最优化算法-递推最小二乘法
Recursive Least Square(RLS)
最小二乘算法(Least Square)解决的问题是一个多元线性拟合问题:
\(\{a_1,a_2,a_3,...,a_n,b\}\), 其中\(a_i\)为自变量, \(b\)为响应值. 在线系统会不断获得新的观测值\(\{a_1^i,a_2^i,a_3^i,...,a_n^i,b^i\}\). 在线观测保存所有的观测值并使用经典最小二乘法进行求解, 需要耗费大量的计算资源与内存, 所以需要有一种递推的类似动态规划的方式来在线更新线性模型的参数.
对于线性拟合问题\(Ax=b\):
\[\min\limits_x||Ax-b||^2
\]
对应的经典最小二乘解可以写成:
\[\begin{array}{rcl}
A_0 x_0 = b_0 & & x_0=(A_0^TA_0)^{-1}A_0^Tb_0\\
\begin{bmatrix}A_0 \\ A_1\end{bmatrix}x_1 = \begin{bmatrix} b_0\\b_1 \end{bmatrix}& &
x_1=\begin{pmatrix}\begin{bmatrix}A_0 \\ A_1\end{bmatrix}^T\begin{bmatrix}A_0 \\ A_1\end{bmatrix}\end{pmatrix}^{-1}\begin{bmatrix}A_0 \\ A_1\end{bmatrix}^T\begin{bmatrix}b_0 \\ b_1\end{bmatrix}\\
\end{array}
\]
接下来需要消去\(A_0,b_0\)两个变量
\[\begin{array}{rcl} G_0=A_0^TA_0 &&& x_0=G_0^{-1}A_0^Tb_0\end{array} \\
\begin{split}
G_1&=\begin{bmatrix}A_0 \\ A_1\end{bmatrix}^T
\begin{bmatrix}A_0 \\ A_1\end{bmatrix}\\ &=G_0+A_1^TA_1 \\
\end{split}
\\
\begin{split}
\begin{bmatrix}A_0 \\ A_1\end{bmatrix}^T\begin{bmatrix}b_0 \\ b_1\end{bmatrix}
&=A_0^T(A_0x_0)+A_1^Tb_1 \\
&=G_0x_0+A_1^Tb_1 \\
&=(G_1-A_1^TA_1)x_0 +A_1^Tb_1 \\
&= G_1x_0 + A_1^T(b_1-A_1x_0)
\end{split} \\
\begin{split}
x_1 &= G_1^{-1}G_1x_0 + G_1^{-1}A_1^T(b_1-A_1x_0) \\
&= x_0 + G_1^{-1}A_1^T(b_1-A_1x_0)
\end{split} \\
x_{k+1} = x_k + G_{k+1}^{-1}A_{k+1}^T(b_{k+1}-A_{k+1}x_k)
\]
得到线性模型的参数的迭代更新关系\(x_{k+1} = x_k + G_{k+1}^{-1}A_{k+1}^T(b_{k+1}-A_{k+1}x_k)\)

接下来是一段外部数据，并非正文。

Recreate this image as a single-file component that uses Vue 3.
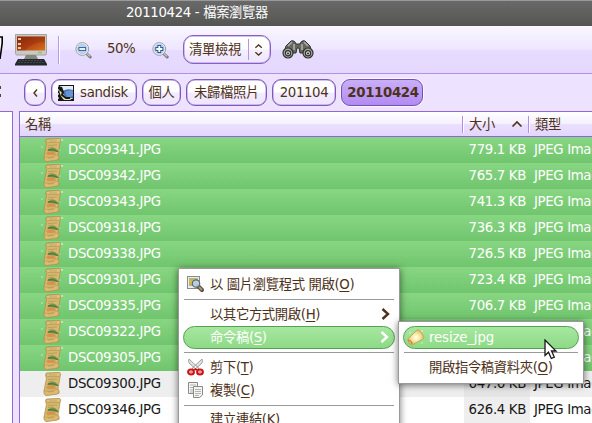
<script setup>
const files = [
  ['DSC09341.JPG', '779.1 KB'],
  ['DSC09342.JPG', '765.7 KB'],
  ['DSC09343.JPG', '741.3 KB'],
  ['DSC09318.JPG', '736.3 KB'],
  ['DSC09338.JPG', '726.5 KB'],
  ['DSC09301.JPG', '723.4 KB'],
  ['DSC09335.JPG', '706.7 KB'],
  ['DSC09322.JPG', '691.2 KB'],
  ['DSC09305.JPG', '668.3 KB'],
  ['DSC09300.JPG', '647.6 KB'],
  ['DSC09346.JPG', '626.4 KB'],
]
</script>

<template>
  <div class="window">
    <header class="title">20110424 - 檔案瀏覽器</header>

    <div class="toolbar">
      <svg class="edge-icon" width="4" height="30" viewBox="0 0 4 30">
        <path d="M0 2H2.2V8L0 24" fill="#fff" stroke="#000" stroke-width="1.6" />
      </svg>
      <svg class="computer" width="32" height="32" viewBox="0 0 32 32">
        <defs>
          <linearGradient id="screen" x1="0" y1="0" x2="1" y2="1">
            <stop offset="0" stop-color="#8e2a0c" /><stop offset=".5" stop-color="#b44313" /><stop offset="1" stop-color="#d8701c" />
          </linearGradient>
        </defs>
        <path d="M0.5 .5H31.5V19.5Q31.5 21 30 21H2Q.5 21 .5 19.5Z" fill="#c9cac2" stroke="#a3a49e" />
        <rect x="2" y="2.5" width="28" height="14" fill="url(#screen)" />
        <path d="M2 2.5H30V8Q17 8 10 16.5H2Z" fill="#7b210a" opacity=".25" />
        <g fill="#f3c4a0"><rect x="3" y="4" width="3" height="2" /><rect x="3" y="9" width="3" height="2" /><rect x="3" y="13" width="3" height="2" /></g>
        <path d="M23 18.5H27" stroke="#91c45d" stroke-width="1.5" />
        <path d="M11 21H21L23 25H9Z" fill="#85877f" />
        <path d="M3 25H29L32 30V31.5H0V30Z" fill="#23282a" />
        <path d="M4 26.5H28M3 28.5H29" stroke="#44494b" stroke-dasharray="2 1" />
      </svg>
      <i class="tool-sep"></i>
      <svg v-for="sign in ['minus', 'plus']" :key="sign" :class="['zoom', sign]" width="17" height="17" viewBox="0 0 17 17">
        <path d="M11 11L15.2 15" stroke="#777b7d" stroke-width="3" stroke-linecap="round" />
        <path d="M12 11.5L15 14.5" stroke="#c4c7c8" stroke-width="1.2" />
        <circle cx="7.3" cy="7" r="6.4" fill="#f3f6f9" stroke="#999da1" stroke-width="1" />
        <circle cx="7.3" cy="7" r="4.8" fill="#b9d2ee" stroke="#a8bfda" stroke-width=".7" />
        <path v-if="sign === 'minus'" d="M3.5 7H11" stroke="#2c5e9f" stroke-width="3.8" />
        <path v-else d="M3.3 7H11.3M7.3 3V11" stroke="#2c5e9f" stroke-width="3.8" />
        <path v-if="sign === 'minus'" d="M4.4 7H10.2" stroke="#fff" stroke-width="1.8" />
        <path v-else d="M4.3 7H10.3M7.3 4V10" stroke="#fff" stroke-width="1.8" />
      </svg>
      <span class="percent">50%</span>
      <div class="combo">
        <span>清單檢視</span><i></i>
        <svg width="10" height="14" viewBox="0 0 10 14"><path d="M1.5 4.5L5 1.5L8.5 4.5M1.5 9.5L5 12.5L8.5 9.5" fill="none" stroke="#4d351d" stroke-width="1.4" /></svg>
      </div>
      <svg class="binoculars" width="32" height="20" viewBox="0 0 32 20">
        <path d="M4 6L9 1Q11 0 13 2L14 4H18L19 2Q21 0 23 1L28 6L30 13H18L17 8H15L14 13H2Z" fill="#666860" stroke="#30332f" />
        <path d="M6 6L10 2M26 6L22 2M12 4V10M20 4V10" stroke="#a9aba3" stroke-width="1.7" />
        <g stroke="#30332f" stroke-width="1.2">
          <circle cx="6" cy="13" r="5" fill="#a6a8a0" /><circle cx="26" cy="13" r="5" fill="#a6a8a0" />
          <circle cx="6" cy="13.3" r="2.6" fill="#ddd" /><circle cx="26" cy="13.3" r="2.6" fill="#ddd" />
        </g>
        <circle cx="6" cy="13.5" r="1" fill="#242724" /><circle cx="26" cy="13.5" r="1" fill="#242724" />
      </svg>
    </div>

    <nav class="path">
      <div class="colon"><i></i><i></i></div>
      <button class="back"><svg width="7" height="10" viewBox="0 0 7 10"><path d="M5 1.5L2 5L5 8.5" fill="none" stroke="#4d351d" stroke-width="1.4" /></svg></button>
      <button class="disk">
        <svg width="16" height="16" viewBox="0 0 16 16">
          <rect width="16" height="16" fill="#16171a" /><path d="M3 1H15V14H5Z" fill="#426fb4" />
          <path d="M2 1H15V5Q9 3 5 6Z" fill="#e6ecf4" /><path d="M7 7Q11 4 15 6V11L9 13Z" fill="#6594d6" />
          <path d="M1 5Q6 9 7 11T15 13L12 15H6Q2 11 1 5Z" fill="#e9dcaa" />
          <path d="M3 2L5 7L4 10L8 13L12 13" fill="none" stroke="#171a1c" stroke-width="2" />
          <path d="M.5 0V16" stroke="#ddd" stroke-width=".7" stroke-dasharray="2 2" />
        </svg>
        <span>sandisk</span>
      </button>
      <button class="personal">個人</button>
      <button class="photos">未歸檔照片</button>
      <button class="month">201104</button>
      <button class="day">20110424</button>
    </nav>

    <main class="content">
      <aside></aside>
      <section class="list">
        <div class="head">
          <span class="name-head">名稱</span>
          <span class="size-head">大小<svg width="12" height="8" viewBox="0 0 12 8"><path d="M1.5 6.5L6 2L10.5 6.5" fill="none" stroke="#4d351d" stroke-width="1.7" /></svg></span>
          <span class="type-head">類型</span>
        </div>
        <div v-for="([name, size], i) in files" :key="name" :class="['row', { selected: i < 9, odd: i === 9 }]">
          <svg class="scroll" width="24" height="26" viewBox="0 0 24 26">
            <path d="M5 2.5Q4 5 5.5 7L3 20Q2.5 23.5 5 24.5L16 23Q19 23 18 20L17 18L19 6Q20 2 18 1.5L6 2Z" fill="#d5b76d" stroke="#ad8a48" stroke-width=".7" />
            <path d="M5 2.5L19 1.5Q20.5 5 17 5.5H7Q5 5.5 5 2.5Z" fill="#dfc47e" stroke="#b28f4e" stroke-width=".6" />
            <path d="M3 20L8 20.5L17 18Q19 21 16 23L5 24.5Q3 23 3 20Z" fill="#dcbb70" stroke="#b28f4e" stroke-width=".5" />
            <path d="M7 8.5L16 8M7 10.5L12 10M6 18L15 17M7 21L13 20.5M8 4H16" stroke="#b39557" stroke-width=".7" />
            <path d="M6 14Q8 10.5 12 10.5Q16 11 17 15Z" fill="#76984d" />
            <path d="M7 13Q12 11.8 17 14.5" fill="none" stroke="#4f793f" stroke-width="1.4" />
            <path d="M5.5 15.5Q10 13.5 15 16L13 17.3Q9 18.3 5.5 17Z" fill="#dc9148" />
            <g fill="#edf5dc" opacity=".75"><circle cx="1" cy="10" r=".8" /><circle cx="21" cy="3" r="1" /><circle cx="19" cy="13" r=".6" /></g>
          </svg>
          <span class="name">{{ name }}</span><span class="size">{{ size }}</span><span class="type">JPEG Image</span>
        </div>
      </section>
    </main>

    <div class="menu">
      <div class="item first">
        <svg class="icon" width="18" height="17" viewBox="0 0 18 17">
          <rect x=".5" y=".5" width="12" height="12" fill="#eeeeec" stroke="#888a85" /><rect x="2" y="2" width="9" height="8" fill="#acb884" />
          <path d="M2 3L5 5L8 2L9 5L4 9L3 6Z" fill="#eab83b" />
          <path d="M11 10L15 14" stroke="#454e59" stroke-width="4" stroke-linecap="round" /><path d="M12 11L15 14" stroke="#c5934e" stroke-width="2" />
          <circle cx="9" cy="7.5" r="3.7" fill="#bdd0e1" fill-opacity=".9" stroke="#596878" stroke-width="1.2" />
        </svg>以 圖片瀏覽程式 開啟(<u>O</u>)
      </div>
      <hr />
      <div class="item other">以其它方式開啟(<u>H</u>)<svg class="chevron" width="9" height="14" viewBox="0 0 9 14"><path d="M1.5 2L7 7L1.5 12" /></svg></div>
      <div class="item highlight">命令稿(<u>S</u>)<svg class="chevron" width="9" height="14" viewBox="0 0 9 14"><path d="M1.5 2L7 7L1.5 12" /></svg></div>
      <hr />
      <div class="item cut">
        <svg class="icon" width="18" height="17" viewBox="0 0 18 17">
          <path d="M2 0Q.5 3 3 5L10 11L12 9.5ZM15 0Q16.5 3 14 5L7 11L5 9.5Z" fill="#e4e6e3" stroke="#888a85" stroke-width=".8" />
          <g fill="#fff" stroke="#cc1212" stroke-width="2.2"><ellipse cx="4" cy="13" rx="2.8" ry="2.5" /><ellipse cx="13" cy="13" rx="2.8" ry="2.5" /></g>
          <g fill="#cc1212"><circle cx="4" cy="13" r=".8" /><circle cx="13" cy="13" r=".8" /><path d="M6 11L8.5 9L11 11L9 11.5Z" /></g>
        </svg>剪下(<u>T</u>)
      </div>
      <div class="item copy">
        <svg class="icon" width="18" height="17" viewBox="0 0 18 17">
          <g fill="#f4f4f2" stroke="#888a85"><path d="M1.5 .5H10.5V11.5H1.5Z" /><path d="M6.5 4.5H15.5V13L12.5 15.5H6.5Z" /></g>
          <path d="M3 3H9M3 5.5H6M3 8H6M3 10H6M8 7.5H14M8 9.5H14M8 11.5H14M8 13.5H12" stroke="#b3b5b1" />
        </svg>複製(<u>C</u>)
      </div>
      <hr />
      <div class="item link">建立連結(<u>K</u>)</div>
    </div>

    <div class="submenu">
      <div class="item highlight">
        <svg class="icon" width="18" height="17" viewBox="0 0 18 17">
          <defs><radialGradient id="glow"><stop offset="0" stop-color="#fffff0" /><stop offset=".45" stop-color="#f8ecab" /><stop offset="1" stop-color="#ddb866" /></radialGradient></defs>
          <path d="M10 1Q12 0 14 3L17 8Q17 10 14 11L5 16Q2 16 1 12Q0 9 3 8Z" fill="url(#glow)" stroke="#c89e4c" stroke-width=".8" />
          <path d="M1 12Q4 10 5 15" fill="none" stroke="#aa7b35" /><g fill="#f5f8c8"><circle cx="3" cy="4" r=".8" /><circle cx="15" cy="2" r=".8" /><circle cx="15" cy="14" r=".7" /></g>
        </svg>resize_jpg
      </div>
      <hr />
      <div class="item folder">開啟指令稿資料夾(<u>O</u>)</div>
    </div>

    <svg class="cursor" width="14" height="22" viewBox="0 0 14 22"><path d="M1 1V16.5L4.5 13.2L7.3 19.5L10.3 18.1L7.5 12H12Z" fill="#fff" stroke="#171717" stroke-width="1.3" /></svg>
  </div>
</template>

<style>
body { margin: 0; overflow: hidden; }
</style>

<style scoped>
* { box-sizing: border-box; }
.window { position: relative; width: 592px; height: 423px; overflow: hidden; display: flex; flex-direction: column; background: #ede2ff; color: #4d3118; font: 13.33px/20px "DejaVu Sans", "Noto Sans CJK TC", sans-serif; letter-spacing: -.36px; white-space: nowrap; }
.title { flex: 0 0 26px; padding: 1px 0 0 126px; border-top: 1px solid #999; background: linear-gradient(#696969, #555553); color: #fff; line-height: 22px; }
.toolbar { flex: 0 0 48px; display: flex; align-items: flex-start; border-bottom: 1px solid #b18ee8; background: linear-gradient(#faf7ff 0, #eee6ff 50%, #e7dcff 51%, #e4d8ff 100%); }
.toolbar > * { flex-shrink: 0; }
.edge-icon { margin-top: 9px; }
.computer { margin: 8px 0 0 11px; }
.tool-sep { width: 2px; height: 28px; margin: 10px 0 0 11px; background: linear-gradient(90deg, #b997f1 50%, #fff 50%); }
.zoom { margin-top: 16px; }
.minus { order: 1; margin-left: 15px; }
.percent { order: 2; width: 29px; margin: 13px 0 0 15px; letter-spacing: -.45px; }
.plus { order: 3; margin-left: 16px; }
.combo { order: 4; width: 88px; height: 29px; margin: 9px 0 0 14px; padding: 0 7px 0 5px; display: flex; align-items: center; border: 1px solid #885fc4; border-radius: 10px; background: linear-gradient(#fff 48%, #f5efff 52%, #eee6ff); box-shadow: inset 0 0 0 .5px #a887dc; }
.combo i { width: 1px; height: 21px; margin: 0 5px 0 7px; background: #b795ee; }
.binoculars { order: 5; margin: 14px 0 0 11px; }
.path { flex: 0 0 37px; display: flex; align-items: flex-start; padding-top: 5px; }
.path button { height: 27px; padding: 0; flex-shrink: 0; display: flex; align-items: center; justify-content: center; border: 1px solid #8058bd; border-radius: 9px; background: linear-gradient(#fff 48%, #f3ebff 52%, #eee5ff); box-shadow: inset 0 0 0 .5px #a887dc, 0 0 1px #fff; color: inherit; font: inherit; letter-spacing: inherit; }
.colon { width: 24px; padding-top: 7px; }
.colon i { display: block; width: 1px; height: 3px; margin-bottom: 5px; background: #574332; }
.path .back { width: 22px; margin-right: 5px; }
.path .disk { width: 86px; margin-right: 5px; padding-right: 2px; gap: 6px; }
.path .personal { width: 39px; margin-right: 5px; }
.path .photos { width: 81px; margin-right: 5px; }
.path .month { width: 64px; margin-right: 5px; }
.path .day { width: 82px; padding-left: 2px; background: linear-gradient(#c9aff9, #b28bf2); border-color: #7651b2; font-weight: bold; box-shadow: 0 0 0 1px #f9f4ff; }
.content { flex: 1; min-height: 0; display: flex; }
aside { width: 13px; margin-right: 6px; flex-shrink: 0; border: solid #9167da; border-width: 1px 1px 0 0; background: #fff; }
.list { flex: 1; min-width: 0; border: solid #9167da; border-width: 1px 0 0 1px; background: #fff; }
.head { height: 25px; display: grid; grid-template-columns: 442px 66px 1fr; align-items: center; border-bottom: 1px solid #9761e4; background: linear-gradient(#fff 0, #f5f0ff 50%, #ebe0ff 51%, #e3d5ff); }
.head > span { height: 17px; line-height: 17px; }
.name-head { padding-left: 5px; }
.size-head, .type-head { padding-left: 6px; border-left: 1px solid #b38cef; box-shadow: inset 1px 0 #fff; }
.size-head { display: flex; justify-content: space-between; align-items: center; padding-right: 5px; }
.row { height: 26px; display: grid; grid-template-columns: 21px 27px 396px 62px 1fr; align-items: center; color: #171717; line-height: 24px; padding-bottom: 2px; background: #fff; }
.row.selected { color: #fff; background: linear-gradient(#88d683, #70c56d); }
.row.odd { background: linear-gradient(90deg, #eee 444px, #e5e5e5 444px, #e5e5e5 510px, #eee 510px); }
.row:last-child { background: linear-gradient(90deg, #fff 444px, #eee 444px, #eee 510px, #fff 510px); }
.scroll { grid-column: 2; align-self: start; }
.size { text-align: right; }
.type { padding-left: 8px; }
.menu, .submenu { position: absolute; background: #fff; border: 1px solid #999; box-shadow: 0 1px 7px rgba(0, 0, 0, .55); }
.menu { left: 178px; top: 268px; width: 222px; height: 170px; padding: 4px; }
.submenu { left: 398px; top: 321px; width: 186px; height: 63px; padding: 4px; }
.item { position: relative; height: 23px; padding-left: 27px; line-height: 23px; }
.menu .first { height: 26px; line-height: 23px; }
.item u { text-decoration-thickness: 1px; text-underline-offset: 2px; }
hr { height: 1px; margin: 0 1px; border: 0; background: #999; }
.menu .other { height: 26px; padding-top: 3px; }
.highlight { color: #fff; border: 1px solid #55a150; border-radius: 12px; background: linear-gradient(#a7e7a0, #8dda87); line-height: 21px; padding-left: 26px; }
.submenu .highlight { padding-left: 25px; letter-spacing: -.15px; }
.highlight + hr { margin-top: 3px; }
.menu .cut { height: 26px; padding-top: 3px; }
.menu .copy { height: 26px; }
.menu .link { padding-top: 2px; }
.submenu .folder { height: 26px; padding: 3px 0 0 26px; }
.icon { position: absolute; left: 4px; top: 3px; }
.menu .cut .icon { top: 6px; }
.highlight .icon { left: 3px; top: 2px; }
.chevron { position: absolute; right: 5px; top: 7px; fill: none; stroke: #4d3118; stroke-width: 2.4; }
.highlight .chevron { top: 3px; stroke: #fff; }
.cursor { position: absolute; left: 544px; top: 339px; }
</style>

但此时需要对\(G_{k+1}=\begin{bmatrix}A_k \\ A_{k+1}\end{bmatrix}^T \begin{bmatrix}A_k \\ A_{k+1}\end{bmatrix}=G_k+A_{k+1}^TA_{k+1}\\\)求逆, 可以根据Sherman-Morrison-Woodbury formula进一步优化:
\[(A+UV)^{-1}= A^{-1}-(A^{-1}U)(I+VA^{-1}U)^{-1}(VA^{-1}) \\
\begin{split}
G_{k+1}^{-1} &= (G_k+A_{k+1}^TA_{k+1})^{-1} \\
&= G_k^{-1}-G_k^{-1}A_{k+1}(I+A_{k+1}^TG_k^{-1}A_{k+1})^{-1}A_{k+1}^TG_k^{-1}\\
G_{k+1}^{-1} \equiv P_{k+1}&= P_k - P_kA_{k+1}(I+A_{k+1}^TP_kA_{k+1})^{-1}A_{k+1}^TP_k
\end{split}
\]
进一步计算\((I+A_{k+1}^TG_k^{-1}A_{k+1})^{-1}\), 考虑特殊情况\(A_{k+1}\equiv a_{k+1}^T\),即新观测量为单行的向量, \(I+A_{k+1}^TG_k^{-1}A_{k+1}\)退化成标量:
\[\begin{split}
P_{k+1} &= P_k - P_kA_{k+1}(I+A_{k+1}^TP_kA_{k+1})^{-1}A_{k+1}^TP_k \\
&= P_k - \frac{P_ka_{k+1}a_{k+1}^TP_k }{I+a_{k+1}^TP_ka_{k+1}}
\end{split}\\
\begin{split}
x_{k+1} &= x_k + G_{k+1}^{-1}A_{k+1}^T(b_{k+1}-A_{k+1}x_k) \\
&= x_k + P_{k+1}a_{k+1}(b_{k+1}-a_{k+1}^Tx_k)
\end{split}
\]
回顾以上推导, 可得如下的初始解和迭代过程
\[\begin{split}
P_0 &=(A_0^TA_0)^{-1}\\
x_0 &= P_0A_0^Tb_0 \\
P_{k+1} &= P_k - \frac{P_ka_{k+1}a_{k+1}^TP_k }{I+a_{k+1}^TP_ka_{k+1}} \\
x_{k+1} &= x_k + P_{k+1}a_{k+1}(b_{k+1}-a_{k+1}^Tx_k)
\end{split}
\]
Implementation
def RLS(A0: np.ndarray, b0: np.ndarray):
P0 = np.linalg.inv( np.dot(A0.T, A0) )
return P0, np.dot(P0, np.dot(A0.T, b0))
def RLS(Pk: np.ndarray, xk: np.ndarray, a:np.ndarray, b:np.ndarray):
P = Pk - np.dot(np.dot(Pk, a), np.dot(a.T, Pk))/(1+np.dot(np.dot(a.T, P_k), a))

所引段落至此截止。